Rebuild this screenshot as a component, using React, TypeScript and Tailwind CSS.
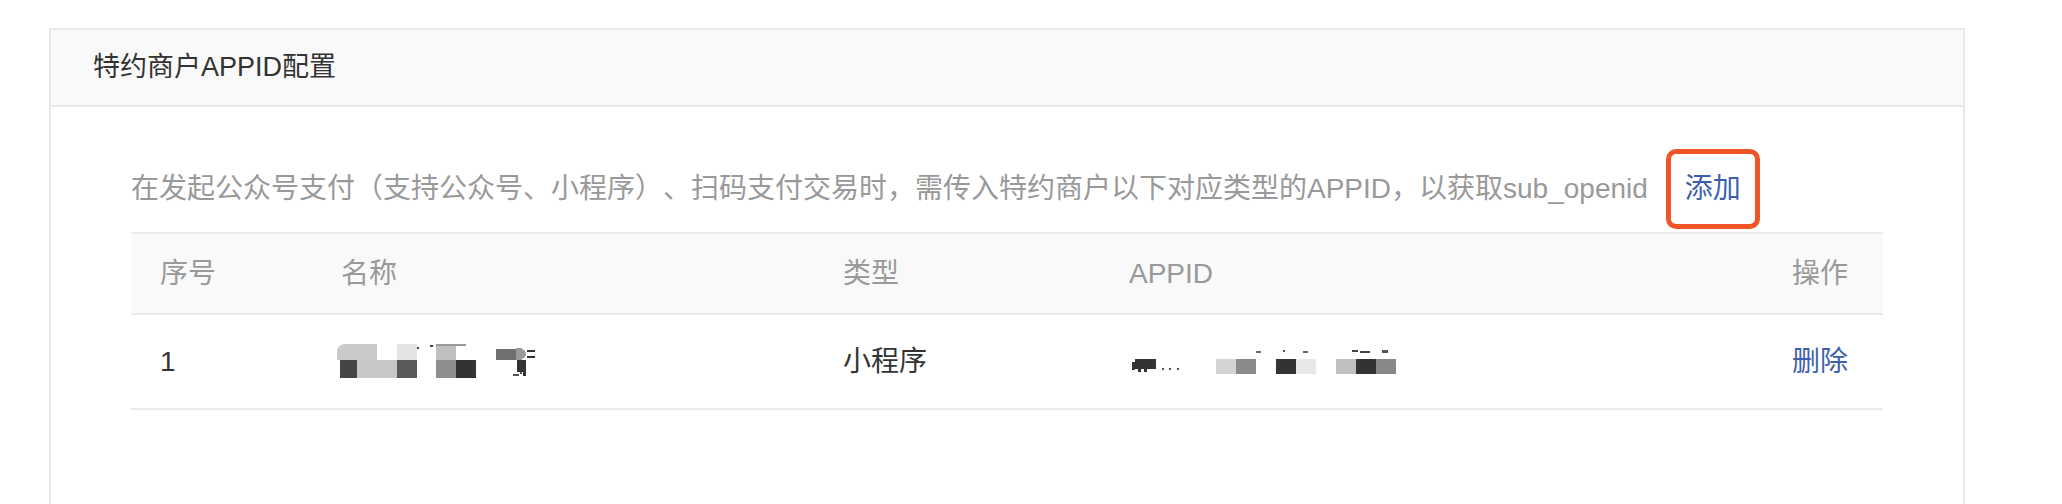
import React from "react";

const font = "font-['Liberation_Sans','Noto_Sans_CJK_SC',sans-serif]";

// pixelated redaction over the merchant name
function NameMosaic() {
  return (
    <svg width="204" height="36" viewBox="0 0 204 36" className="-ml-[4px] block">
      <rect x="0" y="0" width="40" height="16" rx="8" fill="#cacaca" />
      <rect x="8" y="0" width="32" height="16" fill="#cacaca" />
      <rect x="0" y="8" width="16" height="8" fill="#cacaca" />
      <rect x="60" y="0" width="20" height="16" fill="#e4e4e4" />
      <rect x="80" y="3" width="2" height="2" fill="#444" />
      <rect x="3" y="16" width="17" height="18" fill="#454545" />
      <rect x="20" y="16" width="40" height="18" fill="#c8c8c8" />
      <rect x="60" y="16" width="20" height="18" fill="#5a5a5a" />
      <rect x="93" y="1" width="3" height="2" fill="#444" />
      <rect x="99" y="0" width="20" height="16" fill="#c0c0c0" />
      <rect x="99" y="0" width="30" height="2" fill="#9a9a9a" />
      <rect x="99" y="16" width="20" height="18" fill="#8e8e8e" />
      <rect x="119" y="16" width="20" height="18" fill="#333" />
      <rect x="159" y="5" width="20" height="11" fill="#707070" />
      <rect x="179" y="4" width="6" height="12" fill="#9a9a9a" />
      <circle cx="184" cy="10" r="5" fill="#9a9a9a" />
      <rect x="180" y="16" width="8" height="12" fill="#333" />
      <rect x="190" y="6" width="8" height="2" fill="#333" />
      <rect x="190" y="12" width="8" height="2" fill="#333" />
      <rect x="186" y="16" width="3" height="16" fill="#333" />
      <rect x="176" y="30" width="6" height="2" fill="#555" />
      <rect x="183" y="28" width="2" height="2" fill="#555" />
    </svg>
  );
}

// pixelated redaction over the APPID value
function AppidMosaic() {
  return (
    <svg width="270" height="28" viewBox="0 0 270 28" className="block">
      <rect x="6" y="11" width="21" height="10" fill="#333" />
      <rect x="3" y="14" width="3" height="8" fill="#333" />
      <rect x="9" y="20" width="3" height="4" fill="#333" />
      <rect x="15" y="20" width="3" height="4" fill="#333" />
      <rect x="33" y="20" width="2" height="2" fill="#555" />
      <rect x="40" y="20" width="2" height="2" fill="#555" />
      <rect x="48" y="20" width="2" height="2" fill="#555" />
      <rect x="87" y="11" width="20" height="15" fill="#d4d4d4" />
      <rect x="107" y="11" width="20" height="15" fill="#8a8a8a" />
      <rect x="147" y="11" width="20" height="15" fill="#333" />
      <rect x="167" y="11" width="20" height="15" fill="#e8e8e8" />
      <rect x="207" y="11" width="20" height="15" fill="#c0c0c0" />
      <rect x="227" y="11" width="20" height="15" fill="#333" />
      <rect x="247" y="11" width="20" height="15" fill="#888" />
      <rect x="127" y="3" width="5" height="2" fill="#666" />
      <rect x="154" y="2" width="2" height="2" fill="#555" />
      <rect x="174" y="3" width="5" height="2" fill="#666" />
      <rect x="223" y="2" width="6" height="2" fill="#444" />
      <rect x="231" y="3" width="10" height="2" fill="#444" />
      <rect x="253" y="2" width="6" height="3" fill="#555" />
    </svg>
  );
}

export default function App() {
  return (
    <div className={`h-[504px] overflow-hidden bg-white pt-[28px] pl-[49px] pr-[97px] [text-spacing-trim:space-all] ${font}`}>
      <section className="h-[600px] border-2 border-[#e8e8e8] bg-white">
        <div className="flex h-[77px] items-center border-b-2 border-[#e8e8e8] bg-[#f9f9f9] pl-[42px] text-[27px] text-[#333]">
          特约商户APPID配置
        </div>

        <div className="px-[80px] pt-[42px]">
          <div className="flex h-[80px] items-center text-[28px] text-[#999]">
            <span>
              在发起公众号支付（支持公众号、小程序）、扫码支付交易时，需传入特约商户以下对应类型的APPID，以获取sub_openid
            </span>
            <span className="ml-[18px] flex h-[80px] w-[94px] items-center justify-center rounded-[10px] border-[5px] border-[#ef5527] text-[#3d5fad]">
              添加
            </span>
          </div>

          <div className="mt-[3px] border-t-2 border-[#ebebeb] text-[28px]">
            <div className="grid h-[81px] grid-cols-[181px_502px_286px_1fr_auto] items-center border-b-2 border-[#ebebeb] bg-[#f9f9f9] pl-[29px] pr-[35px] text-[#999]">
              <span>序号</span>
              <span>名称</span>
              <span>类型</span>
              <span>APPID</span>
              <span>操作</span>
            </div>
            <div className="grid h-[95px] grid-cols-[181px_502px_286px_1fr_auto] items-center border-b-2 border-[#ebebeb] pl-[29px] pr-[35px] text-[#333]">
              <span>1</span>
              <NameMosaic />
              <span>小程序</span>
              <AppidMosaic />
              <a className="cursor-pointer text-[#3d5fad]">删除</a>
            </div>
          </div>
        </div>
      </section>
    </div>
  );
}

○ ○ ○ ○

> Exercise instructions
Make an exact copy of the data above, pictures excluded.

> Worked answer
Rebuild this screenshot as a component, using React, TypeScript and Tailwind CSS.
import React from "react";

const font = "font-['Liberation_Sans','Noto_Sans_CJK_SC',sans-serif]";

// pixelated redaction over the merchant name
function NameMosaic() {
  return (
    <svg width="204" height="36" viewBox="0 0 204 36" className="-ml-[4px] block">
      <rect x="0" y="0" width="40" height="16" rx="8" fill="#cacaca" />
      <rect x="8" y="0" width="32" height="16" fill="#cacaca" />
      <rect x="0" y="8" width="16" height="8" fill="#cacaca" />
      <rect x="60" y="0" width="20" height="16" fill="#e4e4e4" />
      <rect x="80" y="3" width="2" height="2" fill="#444" />
      <rect x="3" y="16" width="17" height="18" fill="#454545" />
      <rect x="20" y="16" width="40" height="18" fill="#c8c8c8" />
      <rect x="60" y="16" width="20" height="18" fill="#5a5a5a" />
      <rect x="93" y="1" width="3" height="2" fill="#444" />
      <rect x="99" y="0" width="20" height="16" fill="#c0c0c0" />
      <rect x="99" y="0" width="30" height="2" fill="#9a9a9a" />
      <rect x="99" y="16" width="20" height="18" fill="#8e8e8e" />
      <rect x="119" y="16" width="20" height="18" fill="#333" />
      <rect x="159" y="5" width="20" height="11" fill="#707070" />
      <rect x="179" y="4" width="6" height="12" fill="#9a9a9a" />
      <circle cx="184" cy="10" r="5" fill="#9a9a9a" />
      <rect x="180" y="16" width="8" height="12" fill="#333" />
      <rect x="190" y="6" width="8" height="2" fill="#333" />
      <rect x="190" y="12" width="8" height="2" fill="#333" />
      <rect x="186" y="16" width="3" height="16" fill="#333" />
      <rect x="176" y="30" width="6" height="2" fill="#555" />
      <rect x="183" y="28" width="2" height="2" fill="#555" />
    </svg>
  );
}

// pixelated redaction over the APPID value
function AppidMosaic() {
  return (
    <svg width="270" height="28" viewBox="0 0 270 28" className="block">
      <rect x="6" y="11" width="21" height="10" fill="#333" />
      <rect x="3" y="14" width="3" height="8" fill="#333" />
      <rect x="9" y="20" width="3" height="4" fill="#333" />
      <rect x="15" y="20" width="3" height="4" fill="#333" />
      <rect x="33" y="20" width="2" height="2" fill="#555" />
      <rect x="40" y="20" width="2" height="2" fill="#555" />
      <rect x="48" y="20" width="2" height="2" fill="#555" />
      <rect x="87" y="11" width="20" height="15" fill="#d4d4d4" />
      <rect x="107" y="11" width="20" height="15" fill="#8a8a8a" />
      <rect x="147" y="11" width="20" height="15" fill="#333" />
      <rect x="167" y="11" width="20" height="15" fill="#e8e8e8" />
      <rect x="207" y="11" width="20" height="15" fill="#c0c0c0" />
      <rect x="227" y="11" width="20" height="15" fill="#333" />
      <rect x="247" y="11" width="20" height="15" fill="#888" />
      <rect x="127" y="3" width="5" height="2" fill="#666" />
      <rect x="154" y="2" width="2" height="2" fill="#555" />
      <rect x="174" y="3" width="5" height="2" fill="#666" />
      <rect x="223" y="2" width="6" height="2" fill="#444" />
      <rect x="231" y="3" width="10" height="2" fill="#444" />
      <rect x="253" y="2" width="6" height="3" fill="#555" />
    </svg>
  );
}

export default function App() {
  return (
    <div className={`h-[504px] overflow-hidden bg-white pt-[28px] pl-[49px] pr-[97px] [text-spacing-trim:space-all] ${font}`}>
      <section className="h-[600px] border-2 border-[#e8e8e8] bg-white">
        <div className="flex h-[77px] items-center border-b-2 border-[#e8e8e8] bg-[#f9f9f9] pl-[42px] text-[27px] text-[#333]">
          特约商户APPID配置
        </div>

        <div className="px-[80px] pt-[42px]">
          <div className="flex h-[80px] items-center text-[28px] text-[#999]">
            <span>
              在发起公众号支付（支持公众号、小程序）、扫码支付交易时，需传入特约商户以下对应类型的APPID，以获取sub_openid
            </span>
            <span className="ml-[18px] flex h-[80px] w-[94px] items-center justify-center rounded-[10px] border-[5px] border-[#ef5527] text-[#3d5fad]">
              添加
            </span>
          </div>

          <div className="mt-[3px] border-t-2 border-[#ebebeb] text-[28px]">
            <div className="grid h-[81px] grid-cols-[181px_502px_286px_1fr_auto] items-center border-b-2 border-[#ebebeb] bg-[#f9f9f9] pl-[29px] pr-[35px] text-[#999]">
              <span>序号</span>
              <span>名称</span>
              <span>类型</span>
              <span>APPID</span>
              <span>操作</span>
            </div>
            <div className="grid h-[95px] grid-cols-[181px_502px_286px_1fr_auto] items-center border-b-2 border-[#ebebeb] pl-[29px] pr-[35px] text-[#333]">
              <span>1</span>
              <NameMosaic />
              <span>小程序</span>
              <AppidMosaic />
              <a className="cursor-pointer text-[#3d5fad]">删除</a>
            </div>
          </div>
        </div>
      </section>
    </div>
  );
}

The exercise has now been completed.